**Problem details**.
Please transcribe the data that follows without the pictures, keeping every word the same.

###

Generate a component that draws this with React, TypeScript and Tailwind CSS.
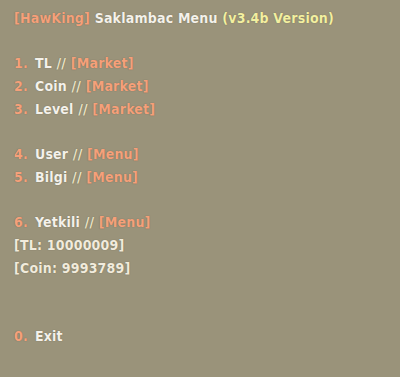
const lines: { num?: string; label?: string; tag?: string; plain?: string }[] = [
  { num: '1.', label: 'TL', tag: '[Market]' },
  { num: '2.', label: 'Coin', tag: '[Market]' },
  { num: '3.', label: 'Level', tag: '[Market]' },
  {},
  { num: '4.', label: 'User', tag: '[Menu]' },
  { num: '5.', label: 'Bilgi', tag: '[Menu]' },
  {},
  { num: '6.', label: 'Yetkili', tag: '[Menu]' },
  { plain: '[TL: 10000009]' },
  { plain: '[Coin: 9993789]' },
  {},
  {},
  { num: '0.', label: 'Exit' },
]

export default function App() {
  return (
    <div className="w-[400px] h-[377px] bg-[#9a937a] px-[14px] pt-[7px] font-['DejaVu_Sans_Condensed','DejaVu_Sans',sans-serif] text-[14px] font-bold tracking-[0.2px] leading-[22.7px] [text-shadow:0_0_1px_rgba(60,55,40,0.5)]">
      <div>
        <span className="text-[#f5a07a]">[HawKing]</span>{' '}
        <span className="text-[#f4f1ea]">Saklambac Menu</span>{' '}
        <span className="text-[#f2efa0]">(v3.4b Version)</span>
      </div>
      <div className="h-[22.7px]" />
      {lines.map((l, i) => {
        if (l.plain) {
          return (
            <div key={i} className="text-[#f1ebdc]">
              {l.plain}
            </div>
          )
        }
        if (!l.num) return <div key={i} className="h-[22.7px]" />
        return (
          <div key={i} className="flex gap-[7px]">
            <span className="text-[#f5a07a]">{l.num}</span>
            <span>
              <span className="text-[#f4f1ea]">{l.label}</span>
              {l.tag && (
                <>
                  <span className="text-[#ece5c8]"> // </span>
                  <span className="text-[#f5a07a]">{l.tag}</span>
                </>
              )}
            </span>
          </div>
        )
      })}
    </div>
  )
}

###

**Exercise output**.
Generate a component that draws this with React, TypeScript and Tailwind CSS.
const lines: { num?: string; label?: string; tag?: string; plain?: string }[] = [
  { num: '1.', label: 'TL', tag: '[Market]' },
  { num: '2.', label: 'Coin', tag: '[Market]' },
  { num: '3.', label: 'Level', tag: '[Market]' },
  {},
  { num: '4.', label: 'User', tag: '[Menu]' },
  { num: '5.', label: 'Bilgi', tag: '[Menu]' },
  {},
  { num: '6.', label: 'Yetkili', tag: '[Menu]' },
  { plain: '[TL: 10000009]' },
  { plain: '[Coin: 9993789]' },
  {},
  {},
  { num: '0.', label: 'Exit' },
]

export default function App() {
  return (
    <div className="w-[400px] h-[377px] bg-[#9a937a] px-[14px] pt-[7px] font-['DejaVu_Sans_Condensed','DejaVu_Sans',sans-serif] text-[14px] font-bold tracking-[0.2px] leading-[22.7px] [text-shadow:0_0_1px_rgba(60,55,40,0.5)]">
      <div>
        <span className="text-[#f5a07a]">[HawKing]</span>{' '}
        <span className="text-[#f4f1ea]">Saklambac Menu</span>{' '}
        <span className="text-[#f2efa0]">(v3.4b Version)</span>
      </div>
      <div className="h-[22.7px]" />
      {lines.map((l, i) => {
        if (l.plain) {
          return (
            <div key={i} className="text-[#f1ebdc]">
              {l.plain}
            </div>
          )
        }
        if (!l.num) return <div key={i} className="h-[22.7px]" />
        return (
          <div key={i} className="flex gap-[7px]">
            <span className="text-[#f5a07a]">{l.num}</span>
            <span>
              <span className="text-[#f4f1ea]">{l.label}</span>
              {l.tag && (
                <>
                  <span className="text-[#ece5c8]"> // </span>
                  <span className="text-[#f5a07a]">{l.tag}</span>
                </>
              )}
            </span>
          </div>
        )
      })}
    </div>
  )
}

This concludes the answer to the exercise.